Savunmada çok fazla ribaunt vermek bazen her şeyi alt üst edebiliyor. Rakibinizin tüm hücum silahlarını büyük bir özveri ve konsantrasyonla susturmayı başarmışken, bir anlık bir dikkatsizlikle onlara bir kez daha hücum etme şansı vermek kadar savunma direncinin dibine dinamit koyacak başka bir şey yoktur.
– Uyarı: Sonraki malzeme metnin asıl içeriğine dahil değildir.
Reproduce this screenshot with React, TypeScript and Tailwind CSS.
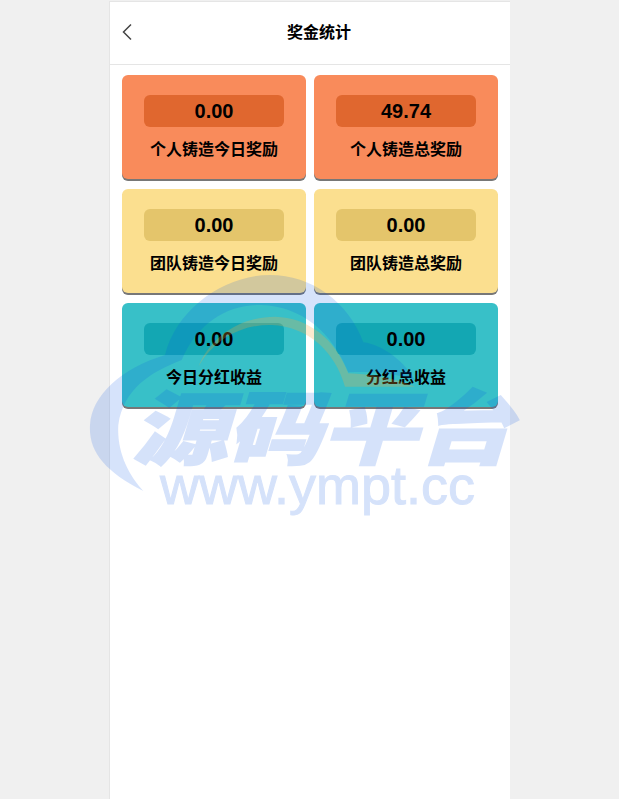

Ebony sahadayken bu zaafı giderebilir ama onun kenarda olduğu sürelerde Galatasaray hücum ribauntlarıyla 2. şansları yakalayabilir.
Fenerbahçe'nin Galatasaray'a karşı en önemli avantajı, oturmuş kadrosu ve her alanda sorumluluğun tüm oyuncularla paylaşılıyor oluşuyken, Galatasaray Catchings'in liderliği, Katie Douglas'ın öldürücü şutları, Young'ın pota altındaki dağıtıcı gücü, Leuchanka'nın bizim uzunlara ters gelen sürprizleriyle üstünlük kurmaya çalışacak.
Galatasaray'ın, bu güne dek pek verim alımadığı yerli oyuncuların bu seride önemli bir atılım yaşamamaları durumunda toplamda 3 maç Fenerbahçe'ye üstünlük sağlaması pek mümkün görünmüyor.
Sert ve zor maçları daha iyi oynayan takımımızın dar rotasyon sebebiyle düzeni bozulmadığı sürece final serisinin galibi olarak ard arda 5. şampiyonluğuna ulaşacağına inanmak için çok sebebimiz var.